Uncategorized

Linmas Tinggal di Gubuk

CILAMAYA KULON, RAKA – Hidup melarat di daerah industri memang menyakitkan. Terlebih melihat mewahnya hidup para pejabat di Kabupaten Karawang. Namun, keadaan kurang mengenakan itu disyukuri oleh Sarim (29) warga Dusun Wagirsari RT8/3, Desa Pasirukem, Kecamatan Cilamaya Kulon. Rumah berukuran kurang lebih lima meter persegi miliknya, tanpa dapur. Jika pintu depan dibuka, nampak langsung kasur dan pakaian yang berserakan dari ceceran lemari.
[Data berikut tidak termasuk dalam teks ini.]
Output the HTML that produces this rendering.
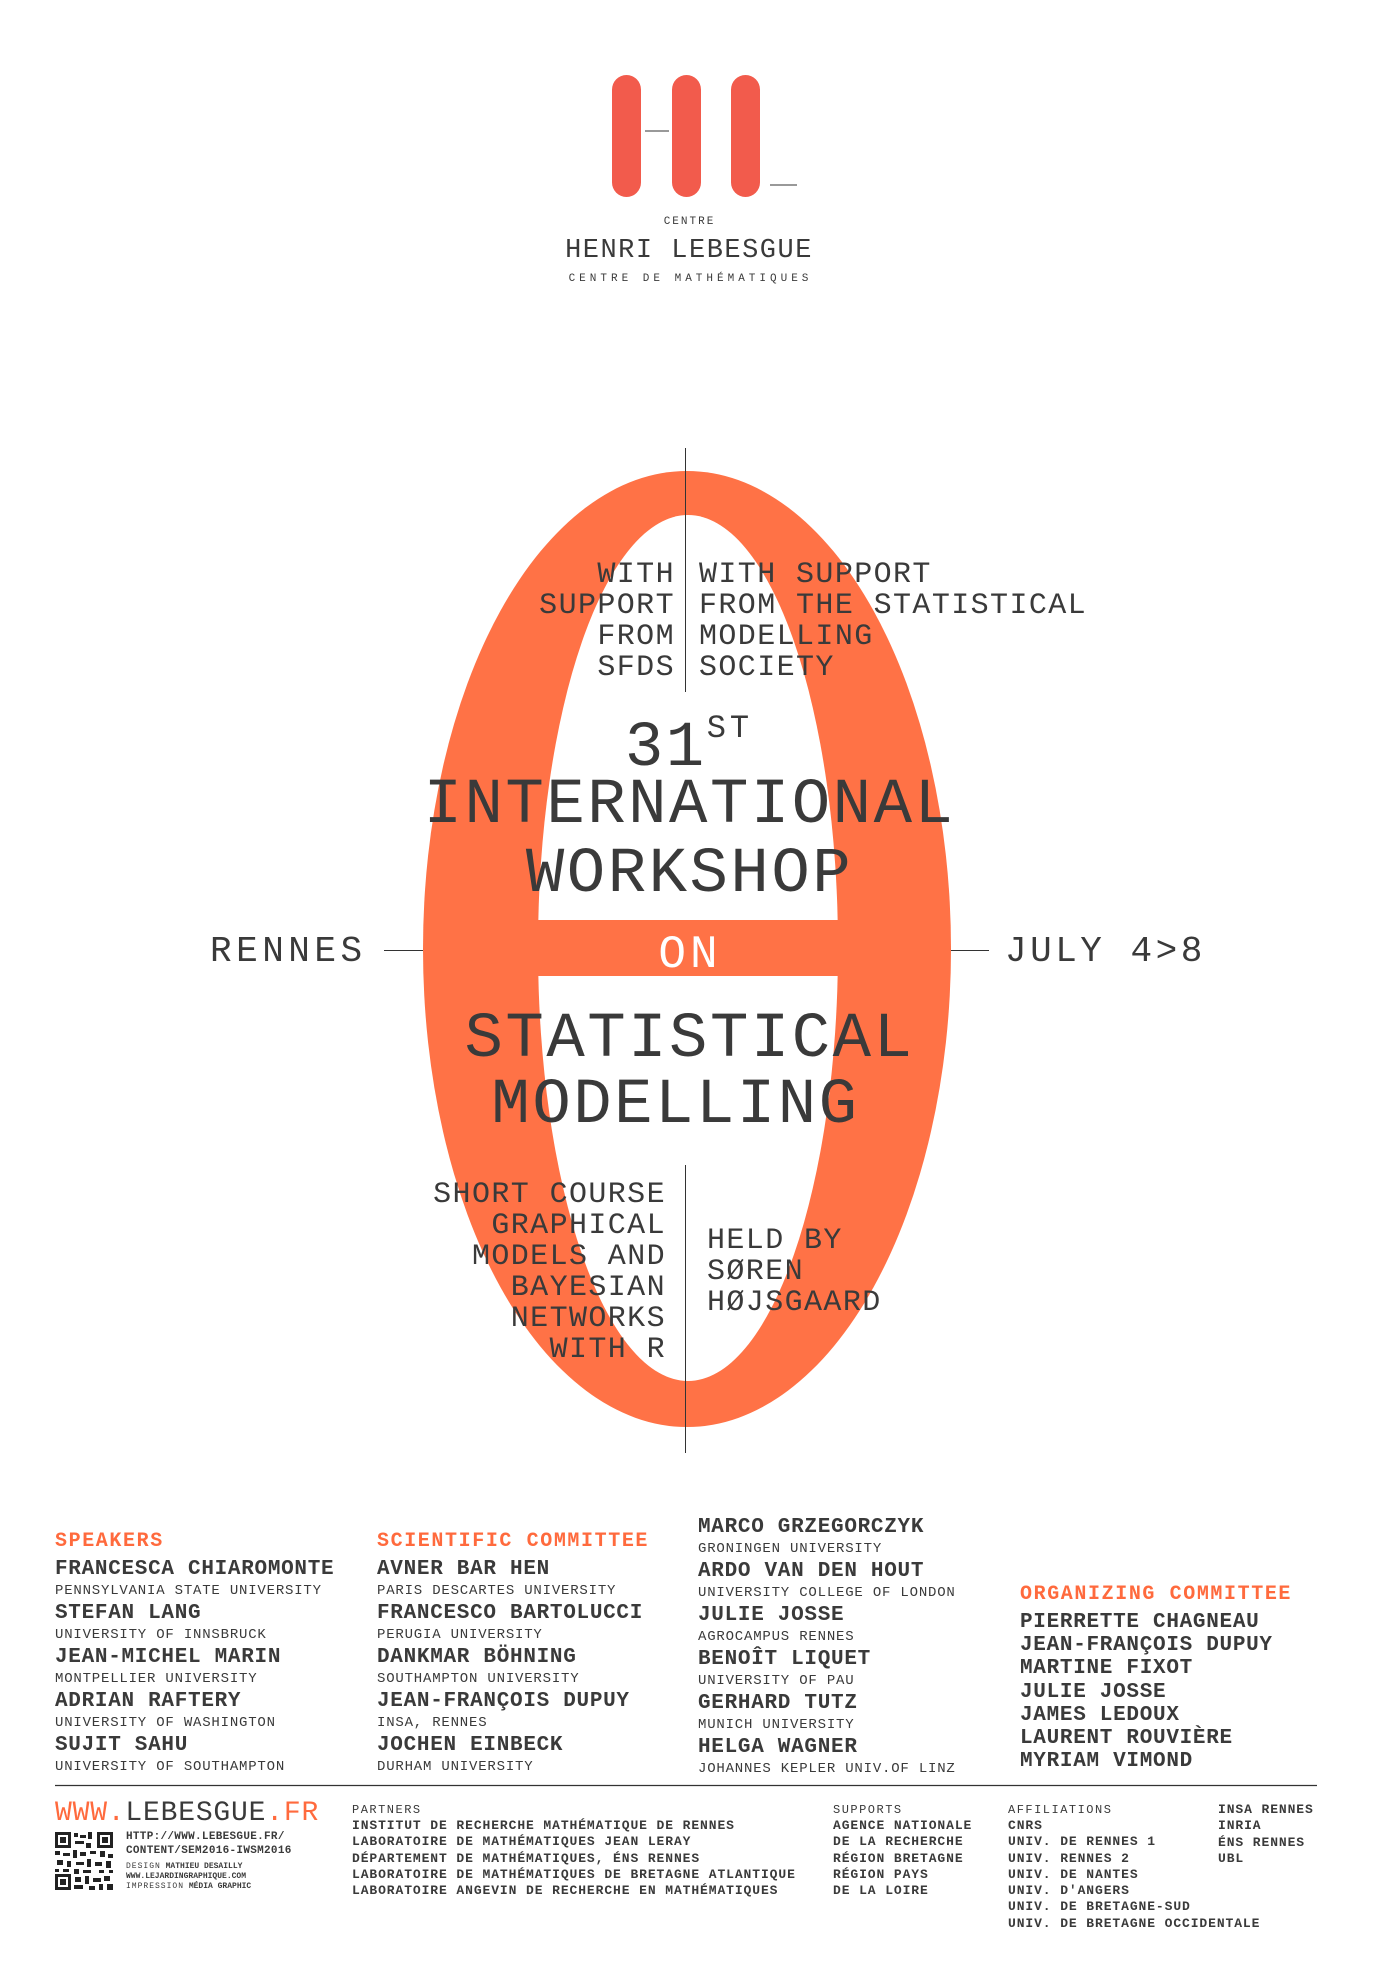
<!DOCTYPE html>
<html><head><meta charset="utf-8"><style>
*{margin:0;padding:0;box-sizing:border-box}
body{width:1377px;height:1969px;background:#fff;position:relative;overflow:hidden;font-family:"Liberation Mono",monospace;color:#3a3a3a}
.a{position:absolute;white-space:nowrap}
.c{left:188px;width:1000px;text-align:center}
.t{font-size:64px;letter-spacing:2.5px;line-height:70px}
.s{font-size:30px;letter-spacing:1.4px;line-height:31px}
.or{color:#ff6a3d}
.h{font-size:20px;font-weight:bold;letter-spacing:1.6px;line-height:22px;color:#ff6a3d}
.n{font-size:21px;font-weight:bold;letter-spacing:0.7px;line-height:22px}
.f{font-size:14px;letter-spacing:0.8px;line-height:20px;margin-bottom:2px}
.o{font-size:21px;font-weight:bold;letter-spacing:0.7px;line-height:23.2px}
.ft{font-size:13px;font-weight:bold;letter-spacing:0.9px;line-height:16.3px}
.fl{font-size:12px;letter-spacing:1.5px;line-height:16px;font-weight:normal}
</style></head><body>
<svg class="a" style="left:0;top:0" width="1377" height="1969">
<rect x="612" y="75" width="29" height="122" rx="14.5" fill="#f25b4c"/>
<rect x="672" y="75" width="29" height="122" rx="14.5" fill="#f25b4c"/>
<rect x="731" y="75" width="29" height="122" rx="14.5" fill="#f25b4c"/>
<line x1="645" y1="131" x2="669" y2="131" stroke="#333" stroke-width="1"/>
<line x1="770" y1="185" x2="797" y2="185" stroke="#333" stroke-width="1"/>
<ellipse cx="687" cy="949" rx="264" ry="478" fill="#ff7246"/>
<ellipse cx="688" cy="948" rx="150" ry="433" fill="#fff"/>
<rect x="536" y="920" width="304" height="56" fill="#ff7246"/>
<line x1="685.5" y1="448" x2="685.5" y2="692" stroke="#333" stroke-width="1"/>
<line x1="685.5" y1="1165" x2="685.5" y2="1453" stroke="#333" stroke-width="1"/>
<line x1="384" y1="950.5" x2="423" y2="950.5" stroke="#333" stroke-width="1"/>
<line x1="951" y1="950.5" x2="989" y2="950.5" stroke="#333" stroke-width="1"/>
<line x1="55" y1="1785.5" x2="1317" y2="1785.5" stroke="#333" stroke-width="1.2"/>
<g fill="#222" transform="translate(55,1832)">
<rect x="0" y="0" width="16" height="16"/><rect x="3" y="3" width="10" height="10" fill="#fff"/><rect x="5" y="5" width="6" height="6"/>
<rect x="42" y="0" width="16" height="16"/><rect x="45" y="3" width="10" height="10" fill="#fff"/><rect x="47" y="5" width="6" height="6"/>
<rect x="0" y="42" width="16" height="16"/><rect x="3" y="45" width="10" height="10" fill="#fff"/><rect x="5" y="47" width="6" height="6"/>
<rect x="19" y="1" width="4" height="4"/><rect x="25" y="3" width="6" height="3"/><rect x="33" y="0" width="4" height="7"/><rect x="20" y="9" width="9" height="3"/><rect x="31" y="11" width="5" height="5"/>
<rect x="0" y="19" width="5" height="4"/><rect x="8" y="21" width="7" height="3"/><rect x="18" y="18" width="4" height="8"/><rect x="25" y="20" width="6" height="4"/><rect x="35" y="19" width="6" height="3"/><rect x="45" y="19" width="5" height="6"/><rect x="53" y="22" width="5" height="4"/>
<rect x="2" y="28" width="6" height="5"/><rect x="12" y="29" width="4" height="6"/><rect x="21" y="30" width="8" height="3"/><rect x="32" y="27" width="4" height="8"/><rect x="40" y="30" width="7" height="4"/><rect x="51" y="29" width="5" height="7"/>
<rect x="0" y="37" width="4" height="3"/><rect x="8" y="37" width="6" height="3"/><rect x="19" y="37" width="5" height="5"/><rect x="28" y="38" width="8" height="3"/><rect x="44" y="38" width="5" height="3"/><rect x="54" y="38" width="4" height="3"/>
<rect x="20" y="45" width="6" height="5"/><rect x="30" y="44" width="4" height="8"/><rect x="38" y="46" width="8" height="4"/><rect x="49" y="44" width="6" height="5"/><rect x="19" y="53" width="9" height="4"/><rect x="34" y="54" width="6" height="4"/><rect x="44" y="52" width="4" height="6"/><rect x="52" y="52" width="6" height="6"/>
</g>
</svg>

<div class="a" style="left:0;width:1377px;text-align:center;top:214px;font-size:11px;letter-spacing:2px;line-height:16px;padding-left:2px">CENTRE</div>
<div class="a" style="left:0;width:1377px;text-align:center;top:235px;font-size:27px;letter-spacing:1.5px;line-height:32px;padding-left:1px">HENRI LEBESGUE</div>
<div class="a" style="left:0;width:1377px;text-align:center;top:271px;font-size:11px;letter-spacing:4px;line-height:16px;padding-left:4px">CENTRE DE MATHÉMATIQUES</div>

<div class="a s" style="right:702px;top:560px;text-align:right">WITH<br>SUPPORT<br>FROM<br>SFDS</div>
<div class="a s" style="left:699px;top:560px">WITH SUPPORT<br>FROM THE STATISTICAL<br>MODELLING<br>SOCIETY</div>

<div class="a c t" style="top:694px;padding-left:2px">31<span style="font-size:32px;vertical-align:28px;letter-spacing:4px">ST</span></div>
<div class="a c t" style="top:771px;padding-left:3px">INTERNATIONAL</div>
<div class="a c t" style="top:840px;padding-left:3px">WORKSHOP</div>
<div class="a c" style="top:927px;font-size:46px;letter-spacing:4px;line-height:56px;color:#fff;padding-left:4px">ON</div>
<div class="a c t" style="top:1005px;padding-left:3px">STATISTICAL</div>
<div class="a c t" style="top:1071px;padding-left:3px;margin-left:-14px">MODELLING</div>

<div class="a" style="left:210px;top:930px;font-size:36px;letter-spacing:4.5px;line-height:44px">RENNES</div>
<div class="a" style="left:1005px;top:930px;font-size:36px;letter-spacing:3.5px;line-height:44px">JULY 4&gt;8</div>

<div class="a s" style="right:711px;top:1180px;text-align:right">SHORT COURSE<br>GRAPHICAL<br>MODELS AND<br>BAYESIAN<br>NETWORKS<br>WITH R</div>
<div class="a s" style="left:707px;top:1226px">HELD BY<br>SØREN<br>HØJSGAARD</div>

<div class="a" style="left:55px;top:1531px">
<div class="h">SPEAKERS</div>
<div style="height:6px"></div>
<div class="n">FRANCESCA CHIAROMONTE</div><div class="f">PENNSYLVANIA STATE UNIVERSITY</div>
<div class="n">STEFAN LANG</div><div class="f">UNIVERSITY OF INNSBRUCK</div>
<div class="n">JEAN-MICHEL MARIN</div><div class="f">MONTPELLIER UNIVERSITY</div>
<div class="n">ADRIAN RAFTERY</div><div class="f">UNIVERSITY OF WASHINGTON</div>
<div class="n">SUJIT SAHU</div><div class="f">UNIVERSITY OF SOUTHAMPTON</div>
</div>
<div class="a" style="left:377px;top:1531px">
<div class="h">SCIENTIFIC COMMITTEE</div>
<div style="height:6px"></div>
<div class="n">AVNER BAR HEN</div><div class="f">PARIS DESCARTES UNIVERSITY</div>
<div class="n">FRANCESCO BARTOLUCCI</div><div class="f">PERUGIA UNIVERSITY</div>
<div class="n">DANKMAR BÖHNING</div><div class="f">SOUTHAMPTON UNIVERSITY</div>
<div class="n">JEAN-FRANÇOIS DUPUY</div><div class="f">INSA, RENNES</div>
<div class="n">JOCHEN EINBECK</div><div class="f">DURHAM UNIVERSITY</div>
</div>
<div class="a" style="left:698px;top:1517px">
<div class="n">MARCO GRZEGORCZYK</div><div class="f">GRONINGEN UNIVERSITY</div>
<div class="n">ARDO VAN DEN HOUT</div><div class="f">UNIVERSITY COLLEGE OF LONDON</div>
<div class="n">JULIE JOSSE</div><div class="f">AGROCAMPUS RENNES</div>
<div class="n">BENOÎT LIQUET</div><div class="f">UNIVERSITY OF PAU</div>
<div class="n">GERHARD TUTZ</div><div class="f">MUNICH UNIVERSITY</div>
<div class="n">HELGA WAGNER</div><div class="f">JOHANNES KEPLER UNIV.OF LINZ</div>
</div>
<div class="a" style="left:1020px;top:1584px">
<div class="h">ORGANIZING COMMITTEE</div>
<div style="height:5px"></div>
<div class="o">PIERRETTE CHAGNEAU<br>JEAN-FRANÇOIS DUPUY<br>MARTINE FIXOT<br>JULIE JOSSE<br>JAMES LEDOUX<br>LAURENT ROUVIÈRE<br>MYRIAM VIMOND</div>
</div>

<div class="a" style="left:55px;top:1797px;font-size:28px;letter-spacing:0.8px;line-height:34px"><span class="or">WWW.</span>LEBESGUE<span class="or">.FR</span></div>
<div class="a" style="left:126px;top:1830px;font-size:11px;font-weight:bold;line-height:14px;letter-spacing:0.3px">HTTP://WWW.LEBESGUE.FR/<br>CONTENT/SEM2016-IWSM2016</div>
<div class="a" style="left:126px;top:1862px;font-size:8px;font-weight:bold;line-height:10px">
<span style="font-weight:normal;letter-spacing:1px">DESIGN</span> MATHIEU DESAILLY<br>WWW.LEJARDINGRAPHIQUE.COM<br><span style="font-weight:normal;letter-spacing:1px">IMPRESSION</span> MÉDIA GRAPHIC</div>

<div class="a ft" style="left:352px;top:1802px"><div class="fl">PARTNERS</div>INSTITUT DE RECHERCHE MATHÉMATIQUE DE RENNES<br>LABORATOIRE DE MATHÉMATIQUES JEAN LERAY<br>DÉPARTEMENT DE MATHÉMATIQUES, ÉNS RENNES<br>LABORATOIRE DE MATHÉMATIQUES DE BRETAGNE ATLANTIQUE<br>LABORATOIRE ANGEVIN DE RECHERCHE EN MATHÉMATIQUES</div>
<div class="a ft" style="left:833px;top:1802px"><div class="fl">SUPPORTS</div>AGENCE NATIONALE<br>DE LA RECHERCHE<br>RÉGION BRETAGNE<br>RÉGION PAYS<br>DE LA LOIRE</div>
<div class="a ft" style="left:1008px;top:1802px"><div class="fl">AFFILIATIONS</div>CNRS<br>UNIV. DE RENNES 1<br>UNIV. RENNES 2<br>UNIV. DE NANTES<br>UNIV. D'ANGERS<br>UNIV. DE BRETAGNE-SUD<br>UNIV. DE BRETAGNE OCCIDENTALE</div>
<div class="a ft" style="left:1218px;top:1802px">INSA RENNES<br>INRIA<br>ÉNS RENNES<br>UBL</div>
</body></html>
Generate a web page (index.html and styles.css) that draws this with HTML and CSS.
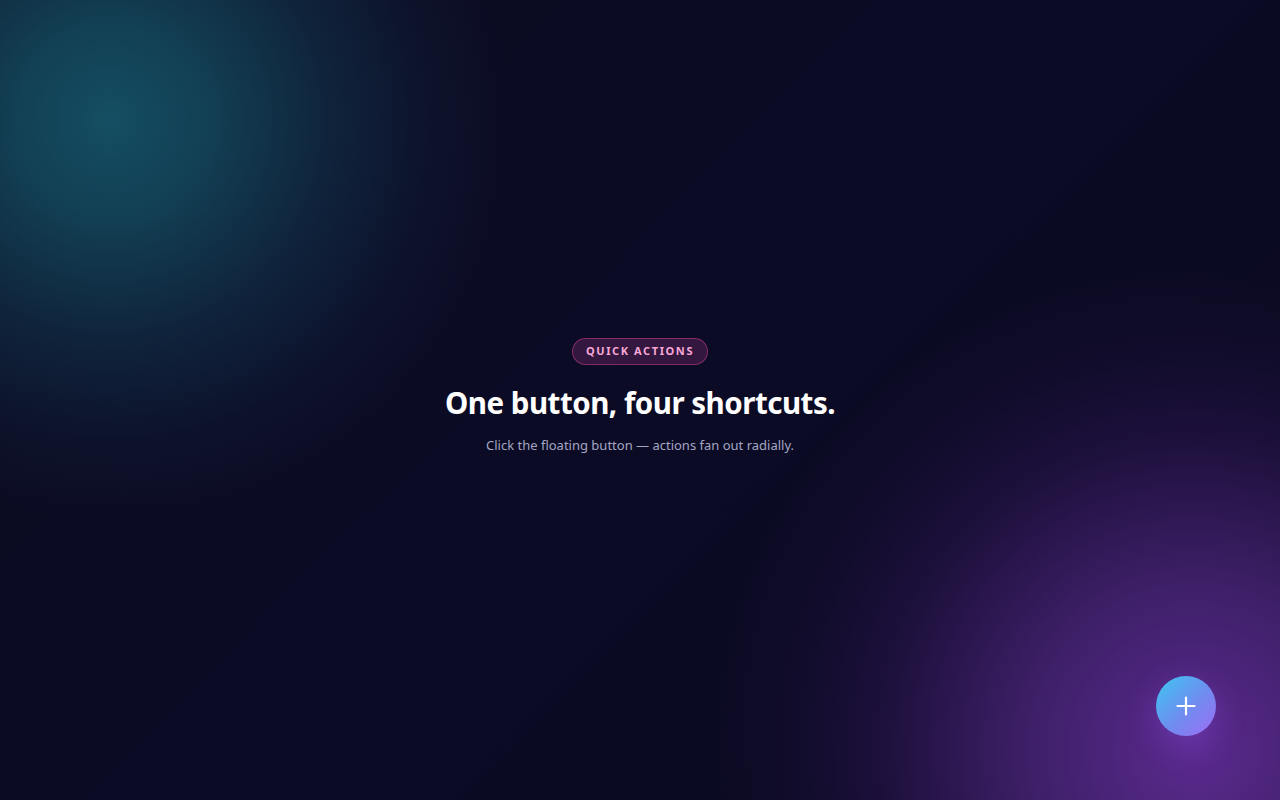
FILE: index.html
```html
<!DOCTYPE html>
<html lang="en">
  <head>
    <meta charset="UTF-8" />
    <meta name="viewport" content="width=device-width, initial-scale=1.0" />
    <title>Quick Actions</title>
    <link rel="stylesheet" href="styles.css">
  </head>
  <body>
    <main class="hero">
      <span class="badge">Quick Actions</span>
      <h1 class="title">One button, four shortcuts.</h1>
      <p class="subtitle">Click the floating button — actions fan out radially.</p>
    </main>

    <button type="button" class="fab" aria-label="Open quick actions">
      <svg width="22" height="22" viewBox="0 0 22 22" fill="none">
        <path d="M11 2.5v17M2.5 11h17" stroke="#fff" stroke-width="2.2" stroke-linecap="round" />
      </svg>
    </button>
  </body>
</html>
```

FILE: styles.css
```css
* {
  box-sizing: border-box;
  margin: 0;
  padding: 0;
}

html,
body {
  height: 100%;
}

body {
  font-family: "Noto Sans", "Open Sans", Arial, sans-serif;
  color: #fff;
  background-color: #0a0a1e;
  background-image:
    radial-gradient(circle 400px at 110px 120px, rgba(22, 90, 110, 0.85) 0%, rgba(22, 90, 110, 0.65) 25%, rgba(22, 80, 105, 0.35) 55%, rgba(22, 70, 100, 0.12) 80%, rgba(22, 70, 100, 0) 100%),
    radial-gradient(circle 480px at 1195px 750px, rgba(110, 50, 170, 0.8) 0%, rgba(95, 45, 150, 0.6) 35%, rgba(70, 30, 120, 0.3) 65%, rgba(50, 20, 90, 0.1) 85%, rgba(50, 20, 90, 0) 100%),
    linear-gradient(135deg, #0b0c20 0%, #0c0b26 50%, #0b0a20 100%);
  overflow: hidden;
}

.hero {
  min-height: 100vh;
  display: flex;
  flex-direction: column;
  align-items: center;
  justify-content: center;
  text-align: center;
  padding-bottom: 8px;
}

.badge {
  display: inline-block;
  padding: 5px 13px 6px;
  border: 1px solid rgba(236, 72, 153, 0.45);
  border-radius: 999px;
  background: rgba(168, 60, 140, 0.25);
  color: #f7a8d8;
  font-size: 11px;
  font-weight: 700;
  letter-spacing: 1.6px;
  text-transform: uppercase;
  line-height: 14px;
}

.title {
  margin-top: 18px;
  font-size: 29.5px;
  font-weight: 700;
  letter-spacing: -0.5px;
  line-height: 40px;
}

.subtitle {
  margin-top: 12px;
  font-size: 13px;
  color: #a3a6c2;
  line-height: 20px;
}

.fab {
  position: fixed;
  right: 64px;
  bottom: 64px;
  width: 60px;
  height: 60px;
  border: none;
  border-radius: 50%;
  background: linear-gradient(135deg, #3ec7f0 0%, #6f8cf0 55%, #a06cf5 100%);
  display: flex;
  align-items: center;
  justify-content: center;
  box-shadow: 0 10px 30px rgba(140, 80, 230, 0.35);
  cursor: pointer;
}
```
Sarim mengatakan, rumah yang hanya berdinding GRC dan berlantai tanah tersebut, dia tinggali bersama kedua anaknya terhitung sejak tahun 2012. Tepatnya saat dia memutuskan pindah dari kediaman orangtua setelah menikah. “Saya ingin mandiri saja, biarpun keadaanya seperti ini, tapi mau gimana lagi. Hanya inilah kemampuan saya. Yang penting saya bisa hidup mandiri,” akunya kepada Radar Karawang.

Sebenarnya, kata Sarim, kediaman orangtua yang berada di samping rumahnya dinilai masih layak untuk dihuni. Namun dia memilih mendirikan rumah sekemampuannya karena tidak ingin urusan keluarganya tercampuri oleh pihak lain, meskipun orangtuanya sendiri. Pasalnya, bukan tidak boleh dicampuri, namun ketika sudah berkeluarga dan masih bersama orangtua, dia menegaskan susah untuk mandiri. “Kalau sudah berkeluarga kan beda lagi,” ucapnya.
D

i samping itu, Sarim hanya seorang buruh serabutan yang tidak tentu pendapatannya. Keuangan tergantung situasi lingkungan, jika musim panen dia ikut kuli, musim tandur ikut nandur, kadang kalau lagi sepi jadi nelayan pun dia lakoni. “Mau mah bangun rumah, tapi kan gak ada dana. Tapi Alhamdulillah, ke depan rumah saya akan dibangun oleh desa melalui program rutilahu,” katanya.

Namun kadang, ketika sudah waktunya tugas ya tugas. Karena, selain buruh serabutan, dia juga di tunjuk oleh kepala desa sebagai keamanan kampung atau linmas desa. Dengan beban biaya kedua anaknya, serta harus menanggung kebutuhan ekonomi ibunya, dia rasa menjadi buruh serabutan saja tidak cukup. “Meskipun jadi aparat desa terendah, gak apa-apa lah. Nambah-nambah kesibukan dan ada honornya juga. Lumayan,” ucapnya.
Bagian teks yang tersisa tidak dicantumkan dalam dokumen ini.